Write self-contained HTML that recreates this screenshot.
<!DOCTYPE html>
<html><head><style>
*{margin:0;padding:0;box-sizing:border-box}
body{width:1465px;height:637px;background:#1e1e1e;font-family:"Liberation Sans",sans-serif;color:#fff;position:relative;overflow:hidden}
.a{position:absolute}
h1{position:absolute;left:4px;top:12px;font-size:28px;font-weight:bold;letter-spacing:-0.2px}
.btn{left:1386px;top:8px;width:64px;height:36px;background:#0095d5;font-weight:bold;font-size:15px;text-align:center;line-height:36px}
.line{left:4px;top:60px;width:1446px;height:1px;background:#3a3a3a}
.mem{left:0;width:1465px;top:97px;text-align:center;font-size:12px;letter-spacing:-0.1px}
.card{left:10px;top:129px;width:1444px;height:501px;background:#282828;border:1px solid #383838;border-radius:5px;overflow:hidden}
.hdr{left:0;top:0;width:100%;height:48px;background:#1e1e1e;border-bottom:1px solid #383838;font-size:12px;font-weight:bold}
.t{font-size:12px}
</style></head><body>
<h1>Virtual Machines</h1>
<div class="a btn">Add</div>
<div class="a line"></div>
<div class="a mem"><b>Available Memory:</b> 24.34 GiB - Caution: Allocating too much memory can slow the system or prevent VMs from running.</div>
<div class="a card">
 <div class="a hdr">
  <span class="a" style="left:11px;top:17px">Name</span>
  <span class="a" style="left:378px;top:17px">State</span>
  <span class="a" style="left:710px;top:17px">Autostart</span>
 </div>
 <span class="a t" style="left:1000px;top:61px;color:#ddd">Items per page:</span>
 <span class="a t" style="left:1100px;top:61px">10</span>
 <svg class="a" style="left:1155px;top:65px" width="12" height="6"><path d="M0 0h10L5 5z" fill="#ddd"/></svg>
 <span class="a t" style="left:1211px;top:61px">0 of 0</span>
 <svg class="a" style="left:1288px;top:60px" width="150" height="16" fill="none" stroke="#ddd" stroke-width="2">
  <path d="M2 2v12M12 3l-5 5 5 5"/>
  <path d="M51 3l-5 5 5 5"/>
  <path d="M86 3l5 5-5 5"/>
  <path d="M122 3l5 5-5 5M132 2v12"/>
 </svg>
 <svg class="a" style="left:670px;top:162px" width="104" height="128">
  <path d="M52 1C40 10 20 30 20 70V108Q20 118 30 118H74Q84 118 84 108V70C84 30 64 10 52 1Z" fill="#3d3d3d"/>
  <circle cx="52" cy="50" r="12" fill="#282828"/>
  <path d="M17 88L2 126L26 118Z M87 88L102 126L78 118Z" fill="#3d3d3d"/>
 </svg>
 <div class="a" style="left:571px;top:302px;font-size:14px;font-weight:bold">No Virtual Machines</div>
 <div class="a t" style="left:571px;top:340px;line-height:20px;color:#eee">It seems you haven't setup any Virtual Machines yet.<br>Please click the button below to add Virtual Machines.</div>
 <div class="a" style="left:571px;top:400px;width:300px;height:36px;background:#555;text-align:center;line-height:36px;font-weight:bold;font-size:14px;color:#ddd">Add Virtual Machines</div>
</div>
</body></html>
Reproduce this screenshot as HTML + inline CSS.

-*-*-

[GIVEN PROBLEM]
Restate all of the entries exactly, please.

[COMPLETED EXERCISE]
Write self-contained HTML that recreates this screenshot.
<!DOCTYPE html>
<html><head><style>
*{margin:0;padding:0;box-sizing:border-box}
body{width:1465px;height:637px;background:#1e1e1e;font-family:"Liberation Sans",sans-serif;color:#fff;position:relative;overflow:hidden}
.a{position:absolute}
h1{position:absolute;left:4px;top:12px;font-size:28px;font-weight:bold;letter-spacing:-0.2px}
.btn{left:1386px;top:8px;width:64px;height:36px;background:#0095d5;font-weight:bold;font-size:15px;text-align:center;line-height:36px}
.line{left:4px;top:60px;width:1446px;height:1px;background:#3a3a3a}
.mem{left:0;width:1465px;top:97px;text-align:center;font-size:12px;letter-spacing:-0.1px}
.card{left:10px;top:129px;width:1444px;height:501px;background:#282828;border:1px solid #383838;border-radius:5px;overflow:hidden}
.hdr{left:0;top:0;width:100%;height:48px;background:#1e1e1e;border-bottom:1px solid #383838;font-size:12px;font-weight:bold}
.t{font-size:12px}
</style></head><body>
<h1>Virtual Machines</h1>
<div class="a btn">Add</div>
<div class="a line"></div>
<div class="a mem"><b>Available Memory:</b> 24.34 GiB - Caution: Allocating too much memory can slow the system or prevent VMs from running.</div>
<div class="a card">
 <div class="a hdr">
  <span class="a" style="left:11px;top:17px">Name</span>
  <span class="a" style="left:378px;top:17px">State</span>
  <span class="a" style="left:710px;top:17px">Autostart</span>
 </div>
 <span class="a t" style="left:1000px;top:61px;color:#ddd">Items per page:</span>
 <span class="a t" style="left:1100px;top:61px">10</span>
 <svg class="a" style="left:1155px;top:65px" width="12" height="6"><path d="M0 0h10L5 5z" fill="#ddd"/></svg>
 <span class="a t" style="left:1211px;top:61px">0 of 0</span>
 <svg class="a" style="left:1288px;top:60px" width="150" height="16" fill="none" stroke="#ddd" stroke-width="2">
  <path d="M2 2v12M12 3l-5 5 5 5"/>
  <path d="M51 3l-5 5 5 5"/>
  <path d="M86 3l5 5-5 5"/>
  <path d="M122 3l5 5-5 5M132 2v12"/>
 </svg>
 <svg class="a" style="left:670px;top:162px" width="104" height="128">
  <path d="M52 1C40 10 20 30 20 70V108Q20 118 30 118H74Q84 118 84 108V70C84 30 64 10 52 1Z" fill="#3d3d3d"/>
  <circle cx="52" cy="50" r="12" fill="#282828"/>
  <path d="M17 88L2 126L26 118Z M87 88L102 126L78 118Z" fill="#3d3d3d"/>
 </svg>
 <div class="a" style="left:571px;top:302px;font-size:14px;font-weight:bold">No Virtual Machines</div>
 <div class="a t" style="left:571px;top:340px;line-height:20px;color:#eee">It seems you haven't setup any Virtual Machines yet.<br>Please click the button below to add Virtual Machines.</div>
 <div class="a" style="left:571px;top:400px;width:300px;height:36px;background:#555;text-align:center;line-height:36px;font-weight:bold;font-size:14px;color:#ddd">Add Virtual Machines</div>
</div>
</body></html>
Reproduce this screenshot as HTML + inline CSS.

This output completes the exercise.